Petition of Anthony T. DANIELS for a Writ of Habeas Corpus.
The opinion of the court was delivered by: LEVET
LEVET, District Judge.
Petitioner seeks a writ of habeas corpus pursuant to Section 2241 of Title 28, United States Code, on the ground that he was deprived of his constitutional rights in that he was not afforded a speedy trial. He also contends that he was not given sufficient credit on his prison sentence for time spent in hospitals under commitment for examination for the purpose of determining the question of his sanity. Petitioner pleaded guilty in the New York State Court of General Sessions to the crime of attempted assault with a weapon. On June 23, 1955, he was sentenced to two and one-half to five years, and is presently detained by Edward M. Fay, Warden of Green Haven Prison, Stormville, New York.
Petitioner's commitment for observation with respect to his sanity was authorized under Sections 870 through 876 of the New York Code of Criminal Procedure and cannot be deemed a deprivation of his right to a speedy trial.

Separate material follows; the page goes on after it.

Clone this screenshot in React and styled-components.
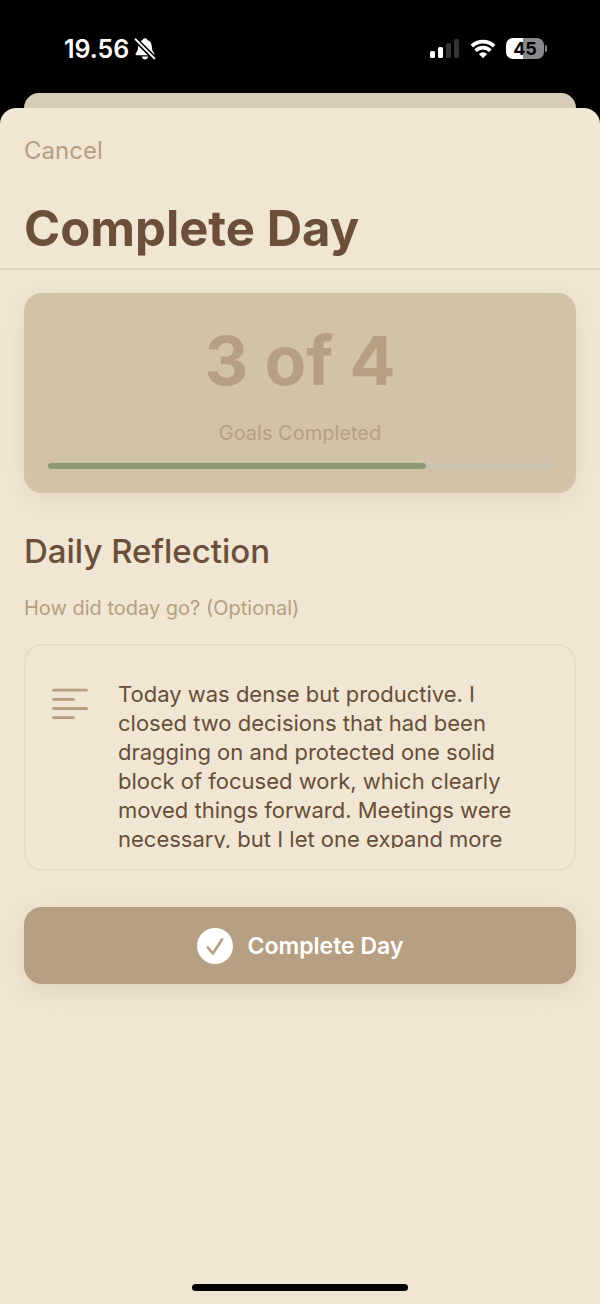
import React, { useState } from 'react'
import styled, { createGlobalStyle } from "styled-components";

const GOALS_DONE = 3
const GOALS_TOTAL = 4

function App() {
    const [reflection, setReflection] = useState(
        "Today was dense but productive. I closed two decisions that had been dragging on and protected one solid block of focused work, which clearly moved things forward. Meetings were necessary, but I let one expand more"
    )

    return (
        <Screen>
            <GlobalStyle />
            <StatusBar>
                <Clock>
                    <p>19.56</p>
                    <BellOffIcon />
                </Clock>
                <StatusIcons>
                    <SignalIcon />
                    <WifiIcon />
                    <Battery>
                        <BatteryLevel>45</BatteryLevel>
                        <BatteryTip />
                    </Battery>
                </StatusIcons>
            </StatusBar>

            <BackSheet />
            <Sheet>
                <Header>
                    <CancelBtn type="button">Cancel</CancelBtn>
                    <h1>Complete Day</h1>
                </Header>

                <Content>
                    <GoalsCard>
                        <GoalsCount>{GOALS_DONE} of {GOALS_TOTAL}</GoalsCount>
                        <GoalsLabel>Goals Completed</GoalsLabel>
                        <Track>
                            <Fill style={{ width: `${(GOALS_DONE / GOALS_TOTAL) * 100}%` }} />
                        </Track>
                    </GoalsCard>

                    <SectionTitle>Daily Reflection</SectionTitle>
                    <Hint htmlFor="reflection">How did today go? (Optional)</Hint>
                    <Field>
                        <TextIcon />
                        <textarea
                            id="reflection"
                            spellCheck={false}
                            value={reflection}
                            onChange={(e) => setReflection(e.target.value)}
                        />
                    </Field>

                    <SubmitBtn type="button">
                        <CheckIcon />
                        <span>Complete Day</span>
                    </SubmitBtn>
                </Content>

                <HomeIndicator />
            </Sheet>
        </Screen>
    )
}

const BellOffIcon = () => (
    <svg width="22" height="24" viewBox="0 0 22 24" aria-hidden="true">
        <path d="M11 1.2c1.3 0 2.2.8 2.4 1.9 2.9.9 4.3 3.4 4.4 6.4.1 3.6.9 5 2.2 6.5.9 1 .5 2.2-.8 2.2H2.8c-1.3 0-1.7-1.2-.8-2.2 1.3-1.500 2.1-2.9 2.2-6.5.1-3 1.5-5.5 4.4-6.4C8.800 2 9.7 1.2 11 1.2z" fill="#fff" />
        <path d="M7.8 19.6h6.4c-.2 1.7-1.5 2.9-3.2 2.9s-3-1.2-3.2-2.9z" fill="#fff" />
        <path d="M1.6 2.4 20.4 21.4" stroke="#000" strokeWidth="5" />
        <path d="M1.6 2.4 20.4 21.4" stroke="#fff" strokeWidth="2" strokeLinecap="round" />
    </svg>
)

const SignalIcon = () => (
    <svg width="30" height="20" viewBox="0 0 30 20" aria-hidden="true">
        <rect x="0" y="12" width="5" height="7" rx="1.5" fill="#fff" />
        <rect x="8" y="8" width="5" height="11" rx="1.5" fill="#fff" />
        <rect x="16" y="4" width="5" height="15" rx="1.5" fill="#333" />
        <rect x="24" y="0" width="5" height="19" rx="1.5" fill="#333" />
    </svg>
)

const WifiIcon = () => (
    <svg width="26" height="20" viewBox="0 0 26 20" fill="none" aria-hidden="true">
        <path d="M1.9 7.2a16 16 0 0 1 22.2 0" stroke="#fff" strokeWidth="3.8" />
        <path d="M5.6 11.7a10.5 10.5 0 0 1 14.8 0" stroke="#fff" strokeWidth="3.6" />
        <path d="M13 19.2 8.9 15a5.9 5.9 0 0 1 8.2 0z" fill="#fff" />
    </svg>
)

const TextIcon = () => (
    <svg width="36" height="32" viewBox="0 0 36 32" aria-hidden="true">
        <path
            d="M1.5 2.2H34.5M1.5 11.3H21.5M1.5 20.5H34.5M1.5 29.6H21.5"
            stroke="#b69f82"
            strokeWidth="2.8"
            strokeLinecap="round"
        />
    </svg>
)

const CheckIcon = () => (
    <svg width="36" height="36" viewBox="0 0 36 36" fill="none" aria-hidden="true">
        <circle cx="18" cy="18" r="18" fill="#fff" />
        <path d="M10.8 19.5 15.9 25.5 25.2 11.3" stroke="#b69f82" strokeWidth="2.6" strokeLinecap="round" strokeLinejoin="round" />
    </svg>
)

const GlobalStyle = createGlobalStyle`
    * {
        box-sizing: border-box;
    }
    body {
        margin: 0;
        background: #000;
        font-family: Inter, "Liberation Sans", sans-serif;
    }
    h1, h2, p {
        margin: 0;
    }
    button, textarea {
        font-family: inherit;
        border: none;
        padding: 0;
        background: none;
    }
`
const Screen = styled.main`
    display: flex;
    flex-direction: column;
    min-height: 100vh;
    background: #000;
`
const StatusBar = styled.div`
    display: flex;
    justify-content: space-between;
    align-items: center;
    height: 93px;
    padding: 4px 53px 0 64px;
    color: #fff;
`
const Clock = styled.div`
    display: flex;
    align-items: center;
    gap: 5px;
    font-size: 25px;
    font-weight: 600;
`
const StatusIcons = styled.div`
    display: flex;
    align-items: center;
    gap: 10px;
`
const Battery = styled.div`
    display: flex;
    align-items: center;
    gap: 1px;
`
const BatteryLevel = styled.div`
    width: 38px;
    border-radius: 7px;
    background: linear-gradient(to right, #fff 45%, #8a8a8a 45%);
    color: #000;
    text-align: center;
    font-size: 18px;
    line-height: 21px;
    font-weight: 700;
`
const BatteryTip = styled.div`
    width: 2px;
    height: 7px;
    border-radius: 0 2px 2px 0;
    background: #8a8a8a;
`
const BackSheet = styled.div`
    height: 15px;
    margin: 0 24px;
    border-radius: 15px 15px 0 0;
    background: #d6ccb9;
`
const Sheet = styled.section`
    display: flex;
    flex-direction: column;
    flex: 1;
    border-radius: 16px 16px 0 0;
    background: #f1e6d3;
`
const Header = styled.header`
    padding: 27px 24px 7px;
    border-bottom: 2px solid #ddd1bd;
    & > h1 {
        margin-top: 30px;
        color: #6b4f3b;
        font-size: 49px;
        line-height: 64px;
        font-weight: 700;
    }
`
const CancelBtn = styled.button`
    display: block;
    color: #b69f82;
    font-size: 24px;
    line-height: 32px;
`
const Content = styled.div`
    display: flex;
    flex-direction: column;
    padding: 23px 24px;
`
const GoalsCard = styled.div`
    padding: 24px;
    border-radius: 18px;
    background: #d2c2a8;
    box-shadow: 0 6px 24px rgba(182, 159, 130, 0.2);
    color: #b69f82;
    text-align: center;
`
const GoalsCount = styled.p`
    font-size: 68px;
    line-height: 86px;
    font-weight: 700;
`
const GoalsLabel = styled.p`
    margin: 17px 0;
    font-size: 20px;
    line-height: 26px;
`
const Track = styled.div`
    border-radius: 3px;
    background: #cbc3b3;
`
const Fill = styled.div`
    height: 6px;
    border-radius: 3px;
    background: #8c9a76;
`
const SectionTitle = styled.h2`
    margin-top: 36px;
    color: #6b4f3b;
    font-size: 33px;
    line-height: 44px;
    font-weight: 500;
`
const Hint = styled.label`
    margin: 21px 0 22px;
    color: #b69f82;
    font-size: 20px;
    line-height: 28px;
`
const Field = styled.div`
    display: flex;
    align-items: flex-start;
    gap: 30px;
    padding: 34px 32px 21px 26px;
    border: 2px solid #e7dcc8;
    border-radius: 18px;
    & > svg {
        flex: none;
        margin-top: 8px;
    }
    & > textarea {
        flex: 1;
        min-width: 0;
        height: 168px;
        resize: none;
        overflow: hidden;
        outline: none;
        color: #674e3a;
        font-size: 22px;
        line-height: 29px;
    }
`
const SubmitBtn = styled.button`
    display: flex;
    justify-content: center;
    align-items: center;
    gap: 15px;
    height: 77px;
    margin-top: 36px;
    border-radius: 18px;
    background: #b69f82;
    box-shadow: 0 6px 24px rgba(182, 159, 130, 0.25);
    color: #fff;
    font-size: 23px;
    font-weight: 600;
`
const HomeIndicator = styled.div`
    width: 36%;
    height: 7px;
    margin: auto auto 13px;
    border-radius: 4px;
    background: #000;
`
export default App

Petitioner's contention that the time he spent in hospitals should have been calculated as part of the term of the sentence imposed upon him is also without merit. Section 2193 of the New York Penal Law, McKenney's Consol. Laws, c. 40, provides that pre-conviction time spent in a prison or jail by a person convicted of a crime should be calculated as part of the sentence. However, it has been held that confinement in a New York State hospital for observation with respect to the question of sanity is not time spent in a prison or jail prior to sentence, within the meaning of Section 2193 of the New York Penal Law. Goldman v. Snyder, 2d Dept. 1951, 278 App. Div. 979, 105 N.Y.S.2d 842, affirmed 304 N.Y. 672, 107 N.E.2d 593. The fact that the petitioner in the Goldman case had been indicted prior to commitment does not distinguish it from the instant case, since Section 870 of the New York Code of Criminal Procedure specifically authorizes a court or magistrate having jurisdiction of a defendant charged with a felony or misdemeanor but not under indictment therefor, to order such defendant to be examined to determine the question of his sanity.
Accordingly, the petition must be denied.